Features Importance Scale Pick Data Max-Diff
Top 3 Box % Rank Chosen % Rank Score Rank
Free Checking 88 1 78 1 27.3 1
Online Banking 70 7 54 4 17.3 2
Balance/Fees 84 2 58 3 16.8 3
Accounts/Services 81 3 40 5 11.6 4
Branch Locations 79 5 68 2 8 5
Reputation 81 4 39 6 6.4 6
Interest Rate 64 9 33 7 6 7
Customer Service 73 6 25 9 2.3 8
Branch Hours 64 8 28 8 1.3 9
Bonus/Gift 30 12 14 10 1 10
Recommendation 31 11 5 12 1 11
Phone Hours 46 10 6 11 0.5 12

If based on research on scales we believe that Max-Diff provides the best result, then it is clear that pick data are much closer to the Max-Diff results and that the importance scale information is clearly different. The importance scale generally identifies the most and least important sets of features correctly but the ordering is not right.
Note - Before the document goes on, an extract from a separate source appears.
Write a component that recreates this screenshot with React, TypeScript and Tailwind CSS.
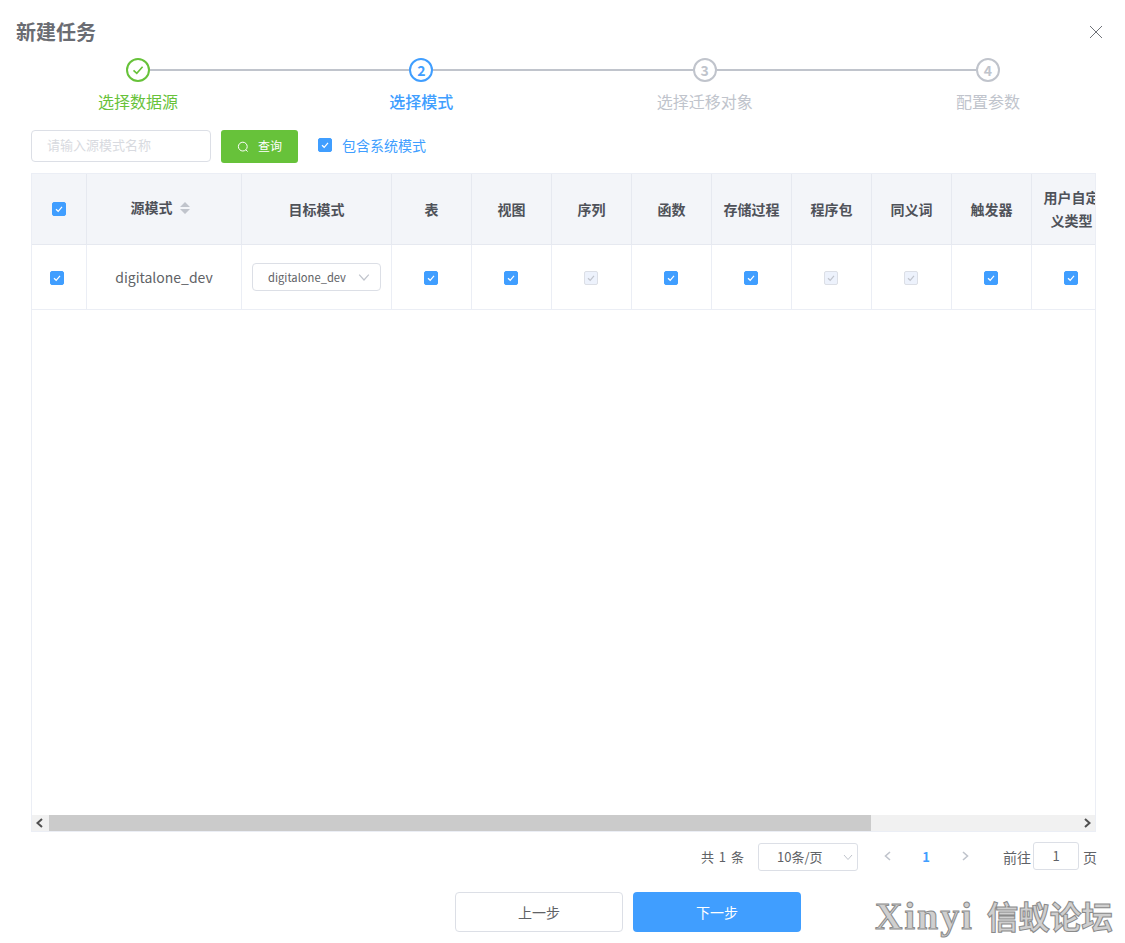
import React from "react";

const FONT = '"Noto Sans CJK SC", sans-serif';

function Box({ kind = "on", className = "" }: { kind?: "on" | "off"; className?: string }) {
  const on = kind === "on";
  return (
    <span
      className={`inline-flex w-[14px] h-[14px] items-center justify-center rounded-[2px] border ${on ? "bg-[#409eff] border-[#409eff]" : "bg-[#edf2fc] border-[#dcdfe6]"} ${className}`}
    >
      <svg width="10" height="10" viewBox="0 0 10 10" fill="none">
        <path d="M2 5.2 L4.2 7.3 L8 2.9" stroke={on ? "#ffffff" : "#c0c4cc"} strokeWidth="1.2" />
      </svg>
    </span>
  );
}

function Chevron({ dir, color, size = 10, width }: { dir: "down" | "left" | "right"; color: string; size?: number; width?: number }) {
  const d = dir === "down" ? "M1 3 L5 7.5 L9 3" : dir === "left" ? "M7 1 L2.5 5 L7 9" : "M3 1 L7.5 5 L3 9";
  return (
    <svg width={size} height={size} viewBox="0 0 10 10" fill="none">
      <path d={d} stroke={color} strokeWidth={width ?? (dir === "down" ? 1 : 1.6)} />
    </svg>
  );
}

function Step({ n, state }: { n: number; state: "done" | "active" | "wait" }) {
  const cls =
    state === "done" ? "border-[#67c23a]" : state === "active" ? "border-[#409eff] text-[#409eff]" : "border-[#c0c4cc] text-[#c0c4cc]";
  return (
    <div className={`w-[24px] h-[24px] shrink-0 rounded-full border-2 bg-white flex items-center justify-center text-[14px] font-bold ${cls}`}>
      {state === "done" ? (
        <svg width="14" height="14" viewBox="0 0 14 14" fill="none">
          <path d="M2.5 7.3 L5.8 10.4 L11.6 3.8" stroke="#67c23a" strokeWidth="1.6" />
        </svg>
      ) : (
        n
      )}
    </div>
  );
}

const headers = ["表", "视图", "序列", "函数", "存储过程", "程序包", "同义词", "触发器", "用户自定义类型"];
const states: ("on" | "off")[] = ["on", "on", "off", "on", "on", "off", "off", "on", "on"];
const headCell = "h-[71px] bg-[#f3f5f9] border-r border-b border-[#e6e9f0] flex items-center justify-center text-center text-[14px] font-bold leading-[23px] text-[#4f5259]";
const bodyCell = "h-[65px] bg-white border-r border-b border-[#ebeef5] flex items-center justify-center";

export default function App() {
  return (
    <div className="relative w-[1125px] h-[943px] bg-white overflow-hidden" style={{ fontFamily: FONT }}>
      <div className="flex items-center justify-between h-[58px] pl-[16px] pr-[22px] pt-[6px]">
        <h1 className="text-[20px] font-bold leading-[28px] text-[#6a6c72]">新建任务</h1>
        <svg width="14" height="14" viewBox="0 0 14 14" fill="none">
          <path d="M1 1 L13 13 M13 1 L1 13" stroke="#6f7278" strokeWidth="1" />
        </svg>
      </div>

      <div className="flex items-center ml-[126px] w-[874px]">
        <Step n={1} state="done" />
        <div className="flex-1 h-[2px] bg-[#c0c4cc]" />
        <Step n={2} state="active" />
        <div className="flex-1 h-[2px] bg-[#c0c4cc]" />
        <Step n={3} state="wait" />
        <div className="flex-1 h-[2px] bg-[#c0c4cc]" />
        <Step n={4} state="wait" />
      </div>
      <div className="flex justify-between ml-[78px] w-[970px] mt-[7px] text-[16px] leading-[24px]">
        <div className="w-[120px] text-center text-[#67c23a]">选择数据源</div>
        <div className="w-[120px] text-center font-medium text-[#409eff]">选择模式</div>
        <div className="w-[120px] text-center text-[#c0c4cc]">选择迁移对象</div>
        <div className="w-[120px] text-center text-[#c0c4cc]">配置参数</div>
      </div>

      <div className="flex items-start mt-[17px] ml-[31px] h-[33px]">
        <div className="w-[180px] h-[32px] rounded-[4px] border border-[#dcdfe6] pl-[15px] pb-[3px] flex items-center text-[13px] text-[#d8dae0]">
          请输入源模式名称
        </div>
        <div className="ml-[10px] w-[77px] h-[33px] rounded-[3px] bg-[#67c23a] flex items-center justify-center gap-[9px] text-[12px] text-white">
          <svg width="12" height="12" viewBox="0 0 12 12" fill="none">
            <circle cx="5.8" cy="5.6" r="4.4" stroke="#fff" strokeWidth="1" />
            <path d="M8.9 8.8 L10.6 10.6" stroke="#fff" strokeWidth="1" />
          </svg>
          <span className="pb-[1px]">查询</span>
        </div>
        <Box className="ml-[20px] mt-[8px]" />
        <span className="ml-[10px] mt-[4px] text-[14px] leading-[22px] text-[#409eff]">包含系统模式</span>
      </div>

      <div className="mt-[10px] ml-[31px] w-[1065px] h-[659px] border border-[#ebeef5] flex flex-col overflow-hidden">
        <div className="flex-1 min-h-0 overflow-hidden">
          <div className="grid w-max grid-cols-[55px_155px_150px_repeat(9,80px)]">
            <div className={headCell}>
              <Box />
            </div>
            <div className={`${headCell} gap-[7px] pr-[8px]`}>
              <span className="-mt-[4px]">源模式</span>
              <svg width="10" height="14" viewBox="0 0 10 14" className="-mt-[3px]">
                <path d="M5 1 L10 6 L0 6 Z M5 13 L10 8 L0 8 Z" fill="#c0c4cc" />
              </svg>
            </div>
            <div className={headCell}>目标模式</div>
            {headers.map((h) => (
              <div key={h} className={`${headCell} px-[11px]`}>
                {h}
              </div>
            ))}

            <div className={`${bodyCell} pr-[4px] pt-[2px]`}>
              <Box />
            </div>
            <div className={`${bodyCell} text-[14px] text-[#606266]`}>digitalone_dev</div>
            <div className={bodyCell}>
              <div className="w-[129px] h-[28px] rounded-[4px] border border-[#dcdfe6] flex items-center pl-[15px] pr-[10px] justify-between text-[11.2px] text-[#606266]">
                <span>digitalone_dev</span>
                <Chevron dir="down" color="#c0c4cc" size={12} />
              </div>
            </div>
            {states.map((s, i) => (
              <div key={i} className={`${bodyCell} pr-[2px] pt-[2px]`}>
                <Box kind={s} />
              </div>
            ))}
          </div>
        </div>

        <div className="h-[16px] flex items-center bg-[#f1f1f1] shrink-0">
          <div className="w-[17px] h-[16px] flex items-center justify-center pr-[2px]">
            <Chevron dir="left" color="#505050" width={2} />
          </div>
          <div className="w-[822px] h-[16px] bg-[#cbcbcb]" />
          <div className="flex-1" />
          <div className="w-[17px] h-[16px] flex items-center justify-center">
            <Chevron dir="right" color="#505050" width={2} />
          </div>
        </div>
      </div>

      <div className="flex items-center justify-end h-[30px] mt-[10px] w-[1097px] text-[13px] text-[#606266]">
        <span className="[word-spacing:2px]">共 1 条</span>
        <div className="ml-[14px] w-[100px] h-[28px] rounded-[3px] border border-[#dcdfe6] flex items-center justify-between pl-[18px] pr-[4px]">
          <span className="text-[13px]">10条/页</span>
          <Chevron dir="down" color="#c0c4cc" size={10} />
        </div>
        <span className="ml-[25px] w-[10px] flex justify-center -mt-[3px]">
          <Chevron dir="left" color="#c0c4cc" />
        </span>
        <span className="ml-[28px] w-[10px] text-center font-bold text-[#409eff]">1</span>
        <span className="ml-[29px] w-[10px] flex justify-center -mt-[3px]">
          <Chevron dir="right" color="#c0c4cc" />
        </span>
        <span className="ml-[33px] text-[14px]">前往</span>
        <div className="ml-[2px] -mt-[2px] w-[46px] h-[28px] rounded-[3px] border border-[#dcdfe6] flex items-center justify-center">1</div>
        <span className="ml-[4px] text-[14px]">页</span>
      </div>

      <div className="flex mt-[20px] ml-[455px] gap-[10px] text-[14px]">
        <div className="w-[168px] h-[40px] rounded-[4px] border border-[#dcdfe6] flex items-center justify-center text-[#606266]">上一步</div>
        <div className="w-[168px] h-[40px] rounded-[4px] bg-[#409eff] flex items-center justify-center text-white">下一步</div>
      </div>

      <div
        className="absolute left-[875px] top-[894px] flex items-baseline whitespace-nowrap font-bold leading-[44px] text-[#cfcfcf] [-webkit-text-stroke:1px_#8a8a8a]"
        style={{ fontFamily: '"Liberation Serif", "Noto Sans CJK SC", serif' }}
      >
        <span className="text-[38px] tracking-[2px]">Xinyi</span>
        <span className="ml-[13px] text-[31.5px]">信蚁论坛</span>
      </div>
    </div>
  );
}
Further, the lack of discrimination between the importance scores makes it difficult to clearly draw a line anywhere except to identify the three least desired features. The Max-Diff results are ratio scaled and hence 20 can be interpreted as twice as important as 10. They therefore clearly show the high importance associated with Free Checking (and to some extent the pick data reflect this too). Since the Max-Diff data are available at the individual respondent level, one could segment the data to identify pockets of respondents who highly prefer certain features or combinations of features. This would not be possible with pick data, but if Max-Diff cannot be used, pick data seem to provide a much better alternative to importance scales.

End Note

Telephone research may have contributed to the widespread use of importance scales, since methods that require feature comparison are almost impossible to do over the phone. The emergence of the web as a viable data collection tool has changed that and hence we have seen more interest in other ways of identifying feature importance.